— MATERIAL PROVIDED —
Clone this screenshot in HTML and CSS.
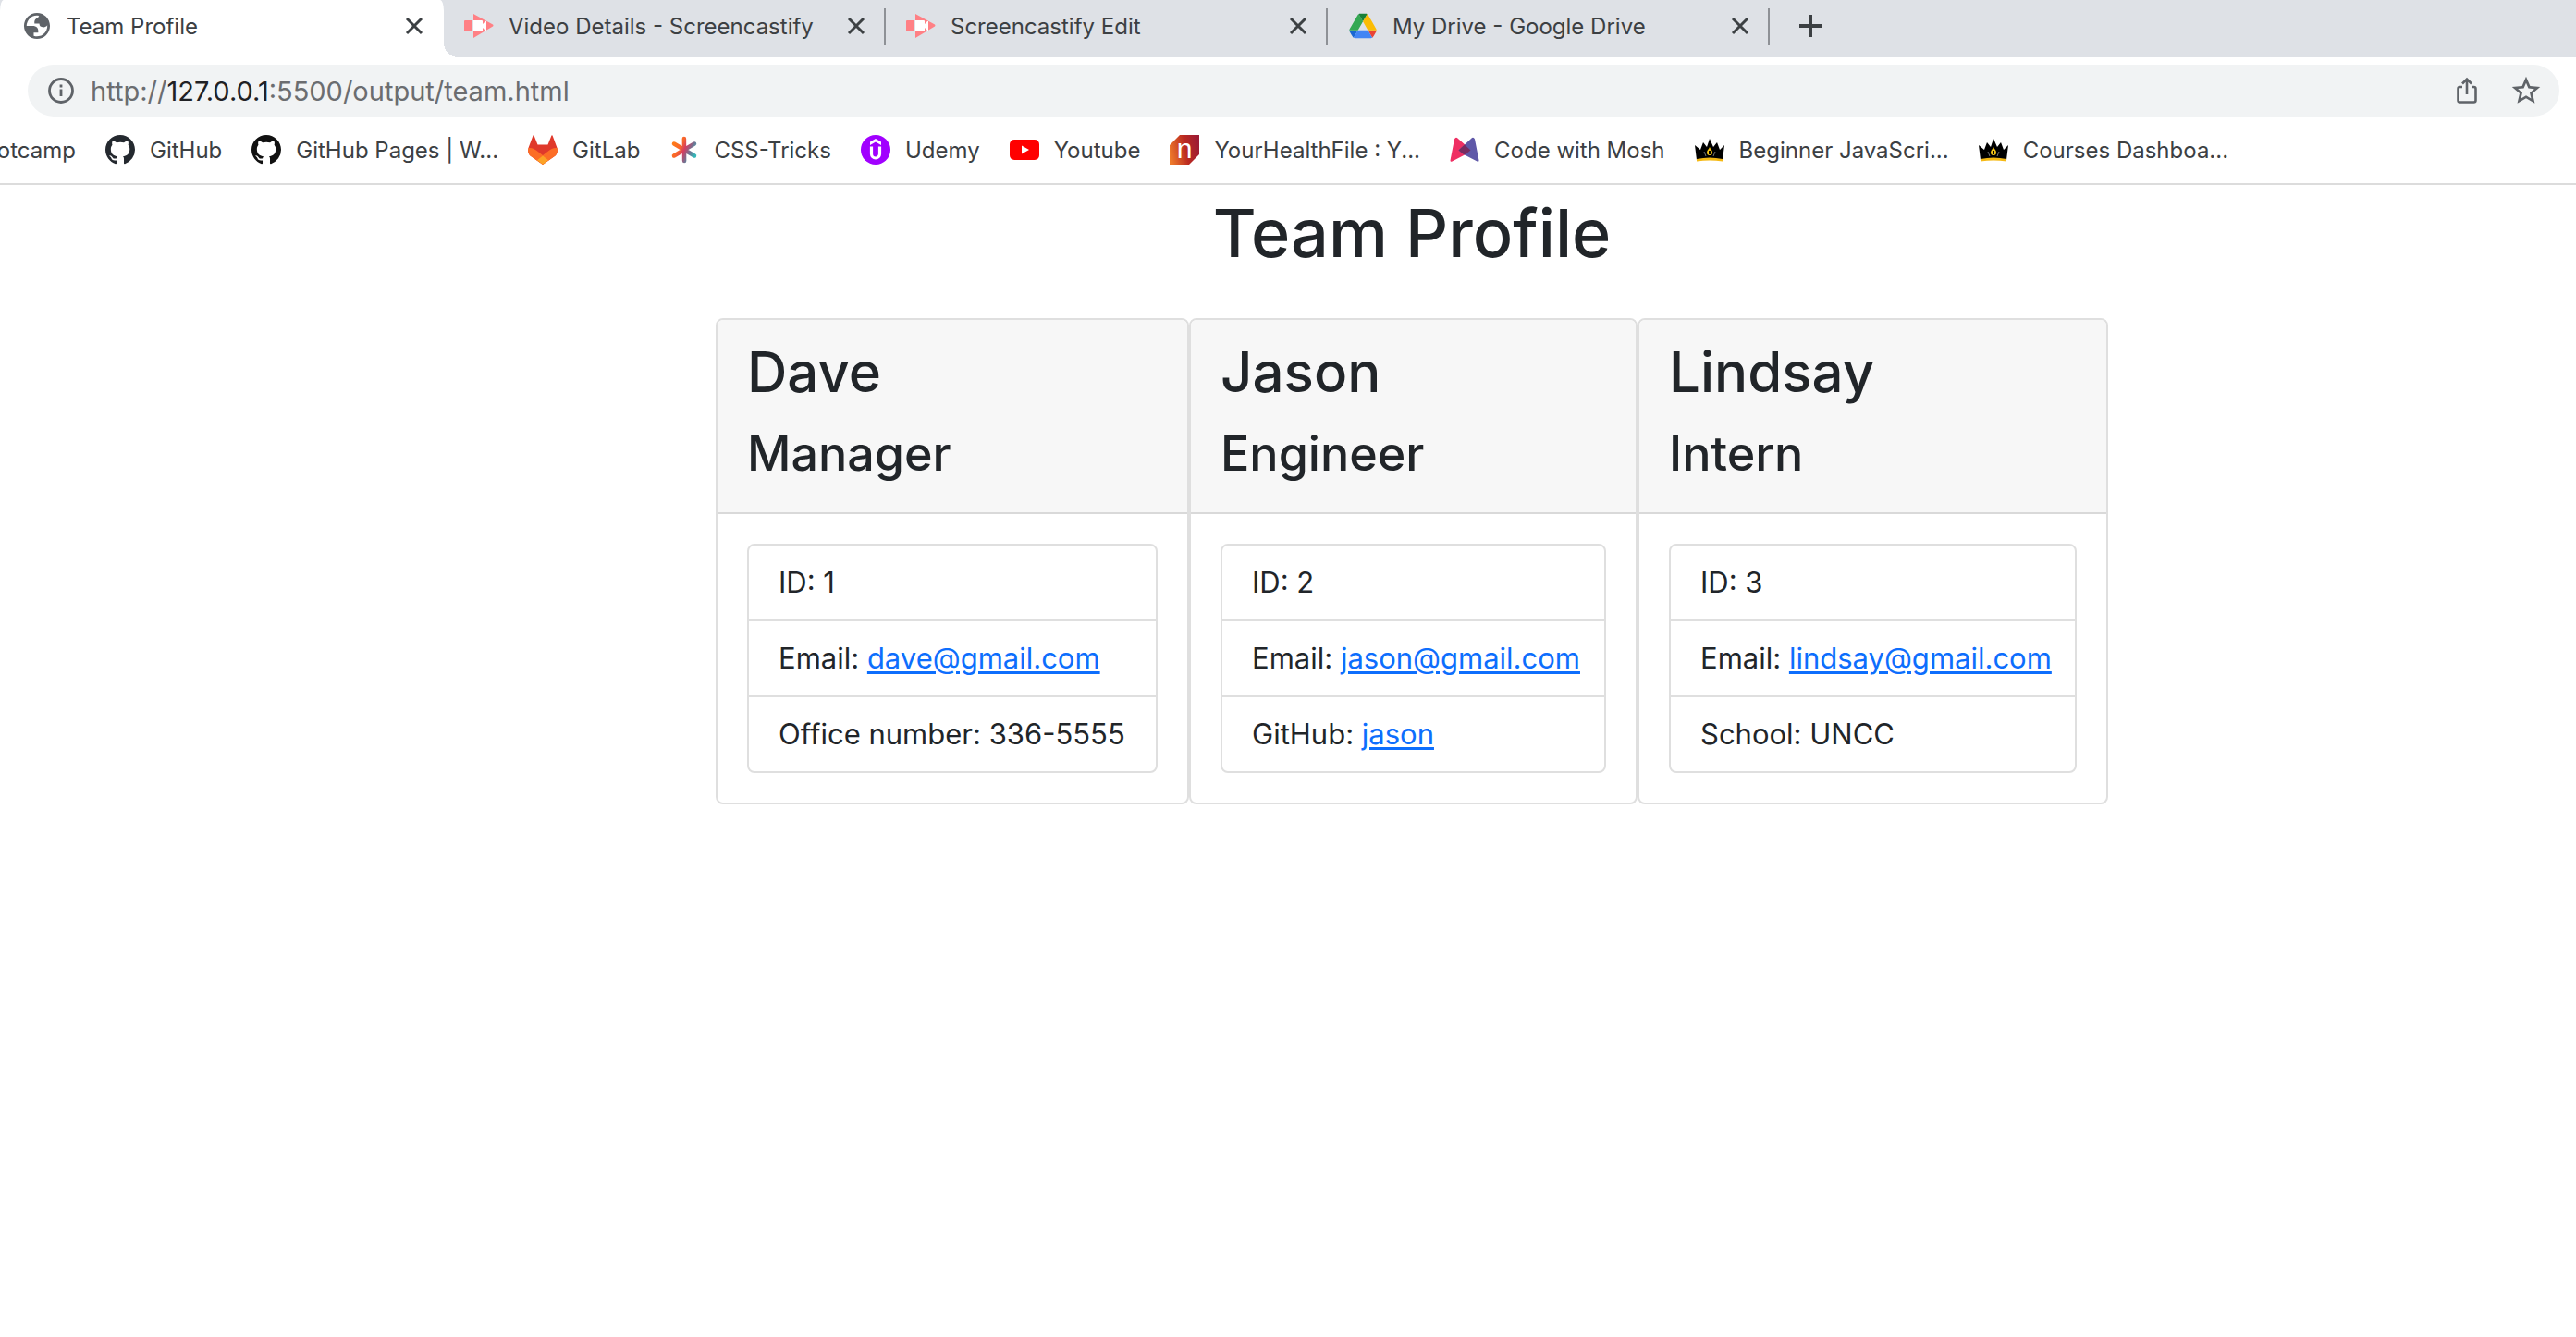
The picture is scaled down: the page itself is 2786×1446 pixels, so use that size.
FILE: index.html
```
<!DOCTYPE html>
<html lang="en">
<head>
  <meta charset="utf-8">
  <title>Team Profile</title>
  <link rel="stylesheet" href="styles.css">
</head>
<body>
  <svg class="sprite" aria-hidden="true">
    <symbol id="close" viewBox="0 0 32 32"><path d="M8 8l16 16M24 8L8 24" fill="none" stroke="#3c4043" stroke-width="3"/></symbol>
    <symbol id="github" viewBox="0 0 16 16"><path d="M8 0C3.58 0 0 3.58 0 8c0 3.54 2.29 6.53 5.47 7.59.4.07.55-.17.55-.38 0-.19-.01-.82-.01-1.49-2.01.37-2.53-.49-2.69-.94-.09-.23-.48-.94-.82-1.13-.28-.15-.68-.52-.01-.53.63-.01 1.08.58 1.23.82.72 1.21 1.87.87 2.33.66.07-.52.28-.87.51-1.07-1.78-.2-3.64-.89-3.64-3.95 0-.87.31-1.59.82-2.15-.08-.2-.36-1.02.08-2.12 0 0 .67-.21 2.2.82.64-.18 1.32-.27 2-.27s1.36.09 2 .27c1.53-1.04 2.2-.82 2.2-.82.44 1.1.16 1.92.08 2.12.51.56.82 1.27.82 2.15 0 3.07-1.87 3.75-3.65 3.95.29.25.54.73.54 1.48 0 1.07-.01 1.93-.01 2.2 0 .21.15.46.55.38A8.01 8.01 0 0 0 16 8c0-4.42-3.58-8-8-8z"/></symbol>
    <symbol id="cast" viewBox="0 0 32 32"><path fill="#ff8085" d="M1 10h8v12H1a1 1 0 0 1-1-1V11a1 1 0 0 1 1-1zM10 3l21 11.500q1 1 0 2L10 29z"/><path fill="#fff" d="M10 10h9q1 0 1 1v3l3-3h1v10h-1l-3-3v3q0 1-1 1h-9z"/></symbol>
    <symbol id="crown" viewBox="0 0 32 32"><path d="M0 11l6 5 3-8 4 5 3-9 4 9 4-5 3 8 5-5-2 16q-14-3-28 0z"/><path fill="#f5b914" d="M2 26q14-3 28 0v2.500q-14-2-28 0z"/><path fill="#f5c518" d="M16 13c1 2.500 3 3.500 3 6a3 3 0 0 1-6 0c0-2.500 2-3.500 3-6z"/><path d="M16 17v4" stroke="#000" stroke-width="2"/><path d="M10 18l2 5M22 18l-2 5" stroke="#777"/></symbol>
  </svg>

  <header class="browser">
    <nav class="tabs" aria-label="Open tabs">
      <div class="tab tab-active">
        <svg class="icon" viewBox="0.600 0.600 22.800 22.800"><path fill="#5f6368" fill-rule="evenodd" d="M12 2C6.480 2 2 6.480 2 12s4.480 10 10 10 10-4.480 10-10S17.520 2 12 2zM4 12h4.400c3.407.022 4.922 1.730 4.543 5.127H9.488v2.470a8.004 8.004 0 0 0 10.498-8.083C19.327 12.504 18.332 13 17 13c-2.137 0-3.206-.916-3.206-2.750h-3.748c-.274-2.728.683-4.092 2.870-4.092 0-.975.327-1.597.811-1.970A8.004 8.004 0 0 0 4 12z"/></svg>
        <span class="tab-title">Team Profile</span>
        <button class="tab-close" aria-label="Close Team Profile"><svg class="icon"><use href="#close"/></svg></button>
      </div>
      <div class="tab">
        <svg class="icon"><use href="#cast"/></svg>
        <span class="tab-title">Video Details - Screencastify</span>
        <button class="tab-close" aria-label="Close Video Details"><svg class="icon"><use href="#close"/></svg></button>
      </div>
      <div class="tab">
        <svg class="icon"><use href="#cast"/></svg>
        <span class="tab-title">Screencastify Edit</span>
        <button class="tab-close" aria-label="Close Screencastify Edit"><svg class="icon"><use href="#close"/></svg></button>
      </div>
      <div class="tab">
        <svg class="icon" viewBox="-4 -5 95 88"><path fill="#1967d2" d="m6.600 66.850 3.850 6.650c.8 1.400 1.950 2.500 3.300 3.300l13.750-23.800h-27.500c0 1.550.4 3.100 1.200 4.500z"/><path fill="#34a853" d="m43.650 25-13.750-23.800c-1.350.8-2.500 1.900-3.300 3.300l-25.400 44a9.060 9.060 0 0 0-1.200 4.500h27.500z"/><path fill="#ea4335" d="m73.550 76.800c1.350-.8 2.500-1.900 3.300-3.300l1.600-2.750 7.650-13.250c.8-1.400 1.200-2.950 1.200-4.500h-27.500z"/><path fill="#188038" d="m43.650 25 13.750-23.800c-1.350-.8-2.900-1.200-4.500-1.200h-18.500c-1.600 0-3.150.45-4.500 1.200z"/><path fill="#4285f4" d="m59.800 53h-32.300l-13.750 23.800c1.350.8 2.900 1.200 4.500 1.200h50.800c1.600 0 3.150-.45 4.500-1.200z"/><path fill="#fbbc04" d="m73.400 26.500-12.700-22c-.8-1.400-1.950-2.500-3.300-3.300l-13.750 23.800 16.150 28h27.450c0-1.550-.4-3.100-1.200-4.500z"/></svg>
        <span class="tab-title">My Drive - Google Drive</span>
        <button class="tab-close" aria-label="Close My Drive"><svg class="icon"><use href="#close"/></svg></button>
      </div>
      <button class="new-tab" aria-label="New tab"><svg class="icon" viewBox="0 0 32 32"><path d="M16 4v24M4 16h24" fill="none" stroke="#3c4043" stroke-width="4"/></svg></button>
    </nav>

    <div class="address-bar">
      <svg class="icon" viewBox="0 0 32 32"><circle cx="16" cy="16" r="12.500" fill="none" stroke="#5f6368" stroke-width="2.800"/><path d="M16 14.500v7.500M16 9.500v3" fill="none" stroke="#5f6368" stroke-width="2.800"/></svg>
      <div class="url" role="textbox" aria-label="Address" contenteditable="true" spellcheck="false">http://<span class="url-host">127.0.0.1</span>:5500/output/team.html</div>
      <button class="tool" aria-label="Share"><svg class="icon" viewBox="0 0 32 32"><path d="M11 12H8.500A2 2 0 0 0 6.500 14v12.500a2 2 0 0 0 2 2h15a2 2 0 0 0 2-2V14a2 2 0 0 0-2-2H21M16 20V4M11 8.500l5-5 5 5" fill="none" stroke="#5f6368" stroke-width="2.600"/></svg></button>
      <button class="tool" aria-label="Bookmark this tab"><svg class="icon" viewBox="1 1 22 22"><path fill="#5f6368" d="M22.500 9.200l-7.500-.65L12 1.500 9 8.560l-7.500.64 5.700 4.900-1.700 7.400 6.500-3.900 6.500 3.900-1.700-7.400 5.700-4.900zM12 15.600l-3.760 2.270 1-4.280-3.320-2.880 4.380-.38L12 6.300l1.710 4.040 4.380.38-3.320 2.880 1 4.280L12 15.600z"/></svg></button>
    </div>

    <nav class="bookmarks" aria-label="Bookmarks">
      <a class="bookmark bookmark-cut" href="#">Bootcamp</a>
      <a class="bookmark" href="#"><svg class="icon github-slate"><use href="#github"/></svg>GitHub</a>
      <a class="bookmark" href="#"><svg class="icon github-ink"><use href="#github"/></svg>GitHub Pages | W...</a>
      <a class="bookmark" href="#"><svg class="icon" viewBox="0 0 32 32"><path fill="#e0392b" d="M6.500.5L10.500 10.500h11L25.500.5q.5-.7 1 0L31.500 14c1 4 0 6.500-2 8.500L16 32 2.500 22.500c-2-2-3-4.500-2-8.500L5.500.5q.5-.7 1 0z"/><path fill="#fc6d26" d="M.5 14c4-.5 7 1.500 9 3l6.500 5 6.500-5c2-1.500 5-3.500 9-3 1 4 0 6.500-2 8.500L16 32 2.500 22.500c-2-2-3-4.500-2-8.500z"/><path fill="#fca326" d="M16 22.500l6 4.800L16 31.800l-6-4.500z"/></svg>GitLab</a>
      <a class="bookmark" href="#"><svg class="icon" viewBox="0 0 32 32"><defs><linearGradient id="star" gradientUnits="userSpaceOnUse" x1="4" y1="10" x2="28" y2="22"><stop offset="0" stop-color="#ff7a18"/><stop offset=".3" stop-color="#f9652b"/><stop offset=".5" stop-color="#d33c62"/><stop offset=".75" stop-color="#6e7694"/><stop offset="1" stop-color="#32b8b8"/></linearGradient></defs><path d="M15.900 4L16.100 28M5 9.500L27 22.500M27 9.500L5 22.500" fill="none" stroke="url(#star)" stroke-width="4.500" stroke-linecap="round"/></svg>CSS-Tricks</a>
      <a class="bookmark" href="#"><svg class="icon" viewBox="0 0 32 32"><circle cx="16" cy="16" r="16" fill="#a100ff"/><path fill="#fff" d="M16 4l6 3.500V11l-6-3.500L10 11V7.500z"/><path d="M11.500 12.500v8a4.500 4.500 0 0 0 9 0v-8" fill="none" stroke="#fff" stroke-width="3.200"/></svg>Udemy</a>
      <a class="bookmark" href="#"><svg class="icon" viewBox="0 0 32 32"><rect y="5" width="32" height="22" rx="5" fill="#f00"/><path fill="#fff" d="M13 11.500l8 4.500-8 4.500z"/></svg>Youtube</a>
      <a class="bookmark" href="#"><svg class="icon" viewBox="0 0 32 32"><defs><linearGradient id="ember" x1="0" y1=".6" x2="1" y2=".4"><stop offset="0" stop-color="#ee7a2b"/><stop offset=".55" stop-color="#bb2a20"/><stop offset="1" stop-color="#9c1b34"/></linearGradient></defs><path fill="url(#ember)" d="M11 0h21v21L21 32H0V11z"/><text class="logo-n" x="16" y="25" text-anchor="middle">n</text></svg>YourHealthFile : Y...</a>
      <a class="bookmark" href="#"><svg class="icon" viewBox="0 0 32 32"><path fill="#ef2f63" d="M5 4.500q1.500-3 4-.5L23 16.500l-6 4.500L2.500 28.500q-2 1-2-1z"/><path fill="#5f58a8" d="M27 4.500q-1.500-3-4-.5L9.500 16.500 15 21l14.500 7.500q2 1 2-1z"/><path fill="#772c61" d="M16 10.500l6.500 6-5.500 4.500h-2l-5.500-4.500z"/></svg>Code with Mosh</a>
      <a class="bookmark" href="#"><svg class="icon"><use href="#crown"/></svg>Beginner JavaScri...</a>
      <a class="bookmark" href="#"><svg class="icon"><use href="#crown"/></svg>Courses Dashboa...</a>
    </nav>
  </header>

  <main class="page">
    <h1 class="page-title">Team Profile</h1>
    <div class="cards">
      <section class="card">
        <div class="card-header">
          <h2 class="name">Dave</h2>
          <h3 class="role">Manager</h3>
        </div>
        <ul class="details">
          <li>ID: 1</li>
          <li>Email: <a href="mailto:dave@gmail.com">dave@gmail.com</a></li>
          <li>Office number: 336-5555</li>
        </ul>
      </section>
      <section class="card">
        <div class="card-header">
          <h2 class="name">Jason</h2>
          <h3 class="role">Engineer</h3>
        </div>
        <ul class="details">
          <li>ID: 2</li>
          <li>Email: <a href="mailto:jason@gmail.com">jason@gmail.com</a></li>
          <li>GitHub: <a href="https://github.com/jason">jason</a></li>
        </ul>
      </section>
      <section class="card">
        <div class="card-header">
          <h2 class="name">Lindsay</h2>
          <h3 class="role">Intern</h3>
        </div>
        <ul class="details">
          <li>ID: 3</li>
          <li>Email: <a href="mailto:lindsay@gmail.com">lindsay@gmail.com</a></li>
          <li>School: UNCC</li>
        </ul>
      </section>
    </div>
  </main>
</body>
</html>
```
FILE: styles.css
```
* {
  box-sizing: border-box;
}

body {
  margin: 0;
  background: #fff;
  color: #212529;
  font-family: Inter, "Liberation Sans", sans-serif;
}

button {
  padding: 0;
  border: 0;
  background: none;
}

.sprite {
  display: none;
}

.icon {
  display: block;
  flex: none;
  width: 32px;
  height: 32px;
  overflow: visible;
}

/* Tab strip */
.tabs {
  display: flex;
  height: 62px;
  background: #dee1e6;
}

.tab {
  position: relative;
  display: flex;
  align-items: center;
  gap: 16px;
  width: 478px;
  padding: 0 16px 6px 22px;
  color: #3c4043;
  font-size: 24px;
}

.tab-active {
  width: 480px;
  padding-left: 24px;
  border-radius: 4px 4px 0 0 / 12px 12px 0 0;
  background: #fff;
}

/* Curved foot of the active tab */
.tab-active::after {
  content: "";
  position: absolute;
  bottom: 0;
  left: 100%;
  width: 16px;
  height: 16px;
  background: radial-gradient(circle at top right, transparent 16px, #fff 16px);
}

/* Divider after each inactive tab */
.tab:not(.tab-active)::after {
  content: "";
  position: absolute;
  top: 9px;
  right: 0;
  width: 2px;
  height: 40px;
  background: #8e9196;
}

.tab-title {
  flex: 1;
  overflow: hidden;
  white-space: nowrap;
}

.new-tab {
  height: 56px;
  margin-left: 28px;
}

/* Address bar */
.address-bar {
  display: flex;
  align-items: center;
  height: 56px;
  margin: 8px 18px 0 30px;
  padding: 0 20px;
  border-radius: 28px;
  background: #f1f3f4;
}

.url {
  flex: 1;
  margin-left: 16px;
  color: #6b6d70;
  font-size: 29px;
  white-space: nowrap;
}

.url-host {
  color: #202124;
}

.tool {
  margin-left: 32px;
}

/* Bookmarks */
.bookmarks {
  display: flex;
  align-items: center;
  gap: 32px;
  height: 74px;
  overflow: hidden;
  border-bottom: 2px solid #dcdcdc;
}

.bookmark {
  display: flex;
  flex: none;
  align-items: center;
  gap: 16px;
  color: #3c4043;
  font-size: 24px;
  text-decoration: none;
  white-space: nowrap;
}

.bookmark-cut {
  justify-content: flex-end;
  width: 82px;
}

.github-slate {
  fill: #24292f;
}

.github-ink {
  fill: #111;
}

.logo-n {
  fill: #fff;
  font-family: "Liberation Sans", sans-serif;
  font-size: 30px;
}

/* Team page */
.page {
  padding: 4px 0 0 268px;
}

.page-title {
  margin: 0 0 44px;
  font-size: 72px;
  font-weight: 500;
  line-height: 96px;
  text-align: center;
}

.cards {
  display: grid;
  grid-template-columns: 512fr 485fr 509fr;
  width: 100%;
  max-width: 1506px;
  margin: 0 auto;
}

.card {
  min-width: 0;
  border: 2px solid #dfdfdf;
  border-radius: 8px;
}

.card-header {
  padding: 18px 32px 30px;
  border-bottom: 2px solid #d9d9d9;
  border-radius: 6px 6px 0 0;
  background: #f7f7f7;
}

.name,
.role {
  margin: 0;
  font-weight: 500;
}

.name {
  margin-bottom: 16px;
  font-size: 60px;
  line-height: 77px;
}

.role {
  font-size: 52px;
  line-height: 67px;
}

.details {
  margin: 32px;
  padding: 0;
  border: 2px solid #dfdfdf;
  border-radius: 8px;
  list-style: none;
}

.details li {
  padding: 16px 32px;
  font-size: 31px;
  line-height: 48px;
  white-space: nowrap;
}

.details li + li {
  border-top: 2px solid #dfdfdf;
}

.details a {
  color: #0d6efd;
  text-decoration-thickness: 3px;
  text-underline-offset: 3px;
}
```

— TASK REQUIREMENTS —
Only a number is wanted: how many lines above include "this"?

— OUTPUT OF THE EXERCISE —
2